I’d always stayed thin as an adult, including through weight fluctuations and the natural adjustments that happen with age. But hitting my mid-30s, I was broaching the new territory of being an invisible old lady. Years into it now, I find it to be a blessing, but it was disorienting at first. After a lifetime of being ogled, it’s weird to suddenly be aging and shapeshifting and seemingly unworthy of attention (creepy as that attention can be).
With this new ability to control levers I’d never thought about before, I could make myself skinny again, like I’d been in my early 20s, as a teenager, as the little girl adults weirdly resented. I could reclaim that thing that made me remarkable — and it felt like a triumph.
Of course, it wasn’t. I skirted way too close to actual anorexic and bulimic behaviors. I felt dizzy and dehydrated all the time. I was never not thinking about the food I’d eaten or what I’d eat next (how fucking boring). I started policing a body people had finally stopped noticing — and all the comments came right back. I’d made myself remarkable again.
And, of course, I still never felt good in my body. I welcomed the comments a little more as an adult than I had as a kid, because I felt like I’d earned them. And because they’d been conspicuously absent during the years I’d simply let my body grow.
This was how I realized thinness had become part of my identity.
When I was remarkably skinny, I was worthy of attention. Controlling my body and forcing it back into skinniness gave me a couple more years of head turns and Instagram likes, just a little bit more of the respect and awe the world allots for the effort it believes we devote to being thin, just a little less of the judgment reserved for those of us who “let ourselves go.”

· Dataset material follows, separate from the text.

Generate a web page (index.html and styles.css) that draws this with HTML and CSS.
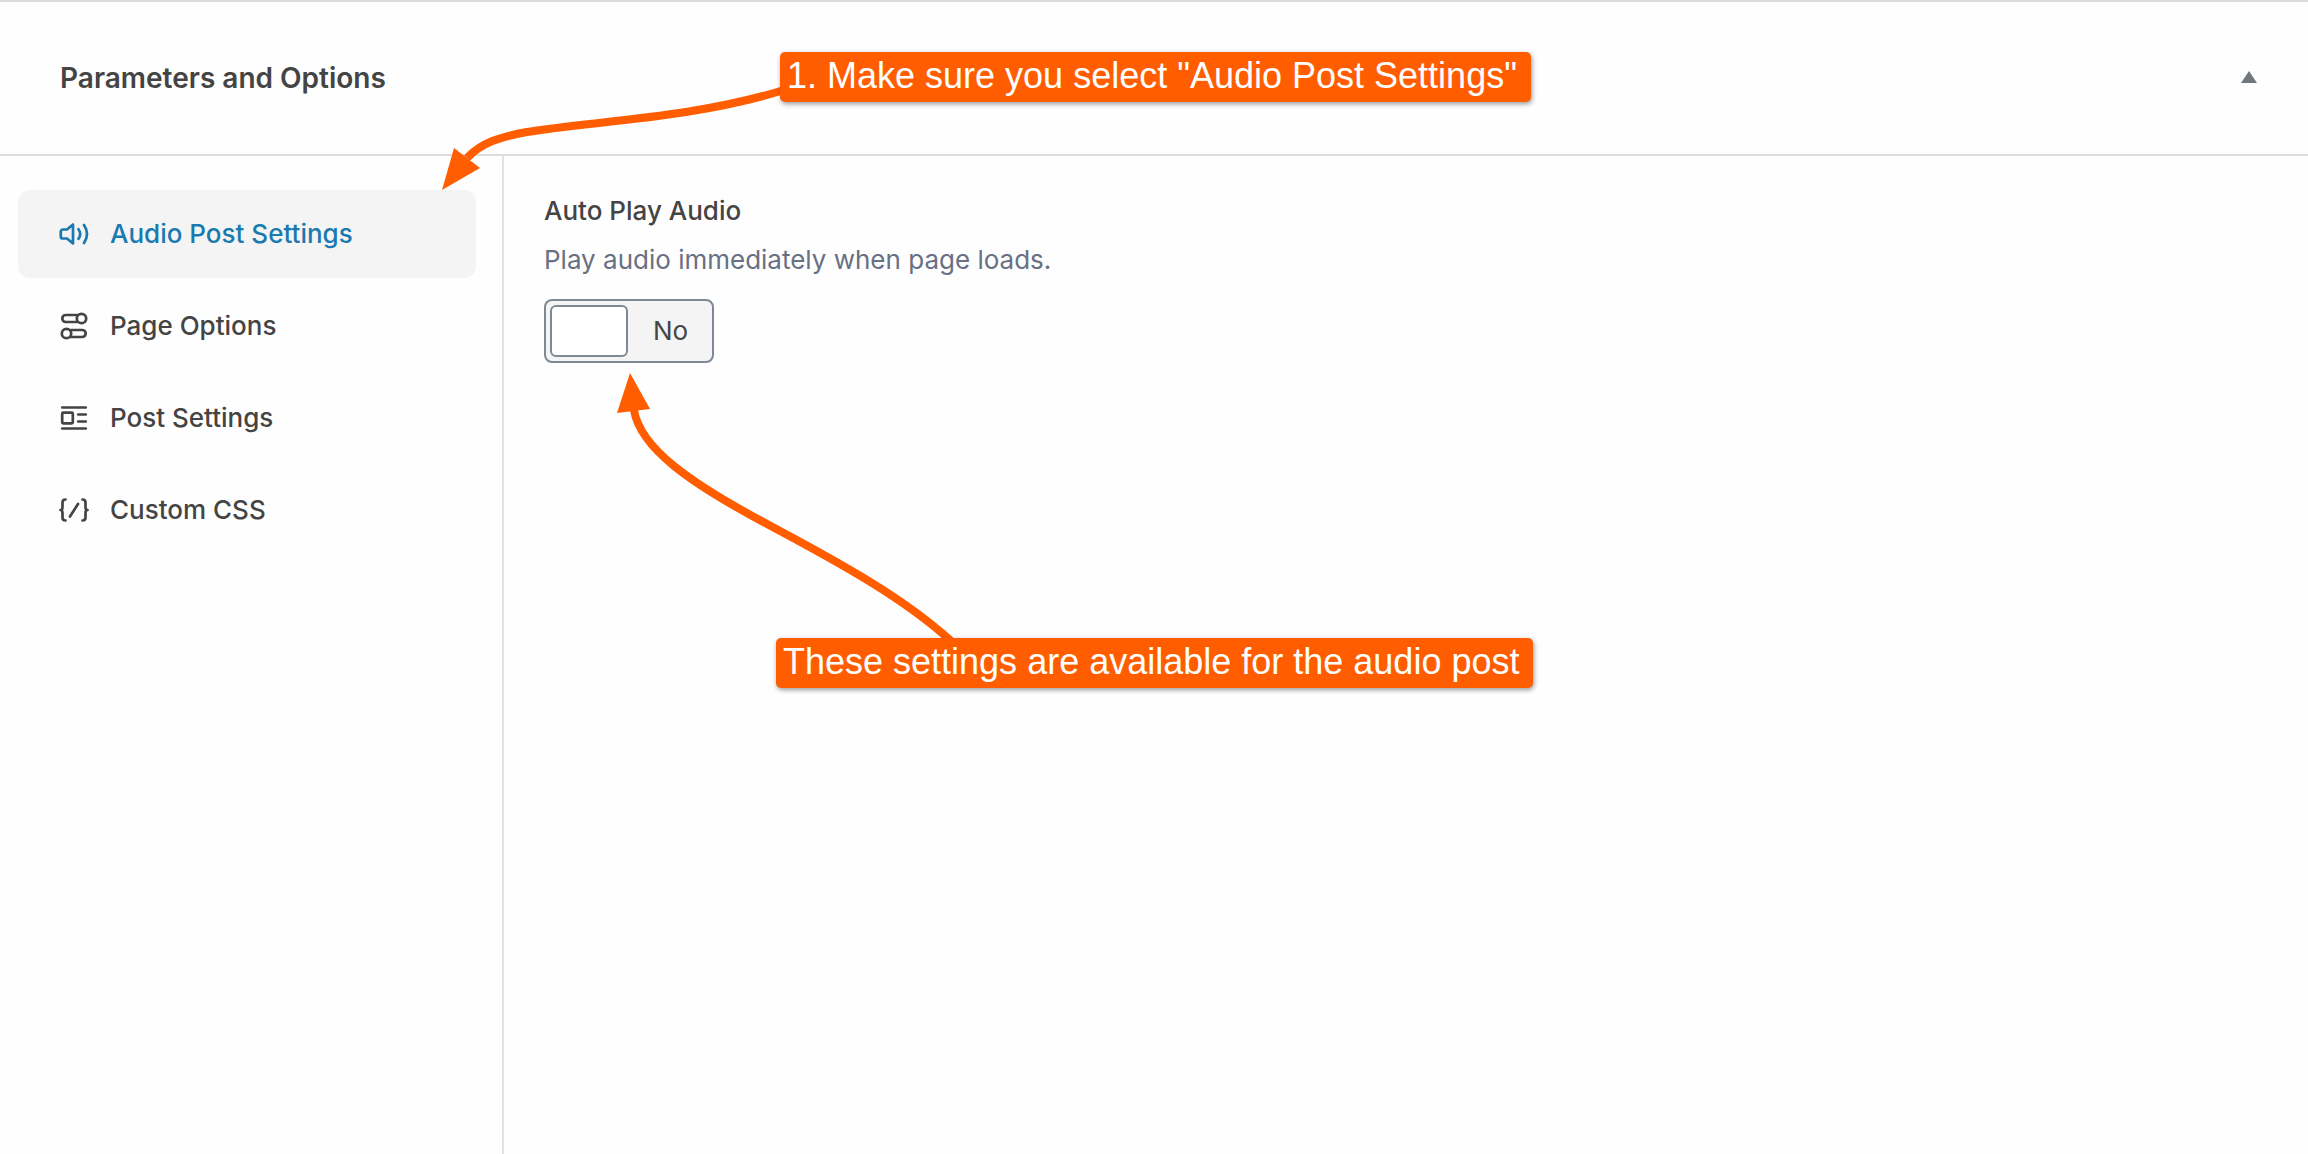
FILE: index.html
```html
<!DOCTYPE html>
<html lang="en">
<head>
<meta charset="utf-8">
<meta name="viewport" content="width=device-width, initial-scale=1">
<title>Parameters and Options</title>
<link rel="stylesheet" href="styles.css">
</head>
<body>
<section class="panel">
  <header class="panel-header">
    <h2 class="panel-title">Parameters and Options</h2>
    <button class="collapse" type="button" aria-label="Collapse panel" aria-expanded="true">
      <svg width="16" height="12" viewBox="0 0 16 12" aria-hidden="true"><path d="M8 0L16 12H0z" fill="currentColor"/></svg>
    </button>
  </header>
  <div class="panel-body">
    <nav class="tabs" aria-label="Settings sections">
      <a class="tab tab-active" href="#audio" aria-current="true">
        <svg class="icon" viewBox="0 0 32 32" aria-hidden="true"><path d="M15 6.500v19l-6-5H4.800a2 2 0 0 1-2-2v-5a2 2 0 0 1 2-2H9zM20.500 11.200q3.500 4.800 0 9.600M26 7q6 9 0 18"/></svg>
        <span>Audio Post Settings</span>
      </a>
      <a class="tab" href="#page">
        <svg class="icon" viewBox="0 0 32 32" aria-hidden="true"><path d="M19 12H7.800a3.500 3.500 0 0 1 0-7H19M13 20h11.200a3.500 3.500 0 0 1 0 7H13"/><circle cx="23.500" cy="8.500" r="4.700"/><circle cx="8.500" cy="23.500" r="4.700"/></svg>
        <span>Page Options</span>
      </a>
      <a class="tab" href="#post">
        <svg class="icon" viewBox="0 0 32 32" aria-hidden="true"><path d="M4.200 5.500h23.600M4.200 26.500h23.600M20.200 12.500h7.600M20.200 19.500h7.600"/><rect x="4.200" y="10.700" width="10.600" height="10.600" rx="1"/></svg>
        <span>Post Settings</span>
      </a>
      <a class="tab" href="#css">
        <svg class="icon" viewBox="0 0 32 32" aria-hidden="true"><path d="M7.500 5.500Q4.500 5.500 4.500 8.500V13Q4.500 16 2.500 16Q4.500 16 4.500 19V23.500Q4.500 26.500 7.500 26.500M24.500 5.500Q27.500 5.500 27.500 8.500V13Q27.500 16 29.500 16Q27.500 16 27.500 19V23.500Q27.500 26.500 24.500 26.500M20 10L12 22.500"/></svg>
        <span>Custom CSS</span>
      </a>
    </nav>
    <main class="content">
      <label class="field-label" for="autoplay">Auto Play Audio</label>
      <p class="field-help" id="autoplay-help">Play audio immediately when page loads.</p>
      <div class="toggle">
        <input class="toggle-knob" type="checkbox" id="autoplay" aria-describedby="autoplay-help">
        <span class="toggle-text">No</span>
      </div>
    </main>
  </div>
  <svg class="arrows" width="1000" height="660" viewBox="0 0 1000 660" aria-hidden="true">
    <path class="arrow-line" d="M467 158C481 143 499 137 527 132C592 121 690 119 784 90"/>
    <path class="arrow-head" d="M442 190L454 148L480 168z"/>
    <path class="arrow-line" d="M634 410C640 448 690 483 767 524S905 599 951 641"/>
    <path class="arrow-head" d="M630 373L617 413L650 409z"/>
  </svg>
  <p class="note note-select">1. Make sure you select "Audio Post Settings"</p>
  <p class="note note-settings">These settings are available for the audio post</p>
</section>
</body>
</html>
```
FILE: styles.css
```css
* {
  box-sizing: border-box;
}

body {
  margin: 0;
  background: #fefefe;
  color: #444;
  font-family: Inter, "Liberation Sans", sans-serif;
  font-size: 26px;
  line-height: 32px;
}

.panel {
  position: relative;
  display: flex;
  flex-direction: column;
  min-height: 100vh;
  border-top: 2px solid #dcdcdc;
}

.panel-header {
  display: flex;
  align-items: center;
  justify-content: space-between;
  height: 154px;
  padding: 0 43px 0 60px;
  border-bottom: 2px solid #dcdcdc;
}

.panel-title {
  margin: 0;
  font-size: 28px;
  font-weight: 600;
}

.collapse {
  display: flex;
  align-items: center;
  justify-content: center;
  width: 32px;
  height: 32px;
  padding: 0 0 2px;
  border: 0;
  background: none;
  color: #72777c;
}

.panel-body {
  display: flex;
  flex: 1;
}

.tabs {
  display: flex;
  flex-direction: column;
  flex: none;
  gap: 4px;
  width: 504px;
  padding: 34px 26px 34px 18px;
  border-right: 2px solid #e2e2e2;
}

.tab {
  display: flex;
  align-items: center;
  gap: 20px;
  height: 88px;
  padding: 0 40px;
  border-radius: 12px;
  color: #444;
  font-weight: 500;
  text-decoration: none;
}

.tab-active {
  background: #f4f4f4;
  color: #1a7ab0;
}

.icon {
  width: 32px;
  height: 32px;
  fill: none;
  stroke: currentColor;
  stroke-width: 2.7;
  stroke-linecap: round;
  stroke-linejoin: round;
}

.content {
  flex: 1;
  padding: 39px 40px;
}

.field-label {
  display: block;
  margin-bottom: 17px;
  font-weight: 500;
}

.field-help {
  margin: 0 0 23px;
  color: #687083;
}

.toggle {
  display: inline-flex;
  align-items: center;
  height: 64px;
  padding: 0 24px 0 4px;
  gap: 25px;
  border: 2px solid #7e8993;
  border-radius: 8px;
  background: #f4f4f4;
}

.toggle-knob {
  appearance: none;
  width: 78px;
  height: 52px;
  margin: 0;
  border: 2px solid #7e8993;
  border-radius: 6px;
  background: #fff;
}

.arrows {
  position: absolute;
  top: -2px;
  left: 0;
  pointer-events: none;
}

.arrow-line {
  fill: none;
  stroke: #ff5d00;
  stroke-width: 8;
}

.arrow-head {
  fill: #ff5d00;
}

.note {
  position: absolute;
  margin: 0;
  padding: 0 14px 2px 7px;
  border-radius: 5px;
  background: #ff5d00;
  box-shadow: 1px 2px 5px rgba(0, 0, 0, 0.4);
  color: #fff;
  font-family: "Liberation Sans", Arial, sans-serif;
  font-size: 36px;
  line-height: 48px;
  white-space: nowrap;
}

.note-select {
  top: 50px;
  left: 780px;
}

.note-settings {
  top: 636px;
  left: 776px;
}
```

I’m still thin. This is the body I have. But I’ve been able to stop trying to force it to be remarkable. The weight and the pants sizes fluctuate, the padding around my bones comes and goes, my body parts morph into different shapes, my relationship with gummy bears ebbs and flows, my enjoyment of movement starts and stops.
Our culture never stops expecting women to control our bodies and force them into some elusive ideal shape. But as a 40-year-old woman who’s not a particularly public figure, I can attest that the attention and the expectations do slow down. People sort of expect my body to be uninteresting now, and it’s been nice to let it settle into its uninterestingness.
It’s been much more interesting to work toward being remarkable in other areas. All the things I can do with the resources I used to pour into counting calories!
“Women are starving themselves. They’re spending more time thinking about their calorie intake than how to change the world,” screenwriter and author Vanessa Garcia wrote for The Washington Post in a 2014 essay about her experiences with anorexia and bulimia.
Garcia continued, “What a waste of life. I think about the missed opportunities and the unmet goals I sacrificed because of the time and energy I wasted on cutting my weight. If I could talk to my 25-year-old self, I’d tell her, ‘Your time is precious. Get help. Do it now. You have too many important things to do.’”
Since I stopped hyperfocusing on my body, I published a book. I launched a successful newsletter. I managed a political campaign. I was the treasurer for my county Democrats in 2024. I bought my first house. I started a scholarship for my local high school graduates.
I’ve been plenty remarkable. And no one talking about my book is trying to get me to eat a damn hamburger.
Your turn
This is a tough subject to wade into, so I’ll start by asking you to please be kind! I’d love to hear about the ways our culture has impacted your relationship with your body, and how that’s impacted your experience overall. Please be mindful of how talk about bodies, weight loss, disordered eating and exercise might effect other readers, and avoid details about weight, clothing sizes, diet or weight-loss plans, etc.
I follow the lead of fat-positive writers and use “fat” as a neutral term, and I hope that helps release any stigma it holds for you.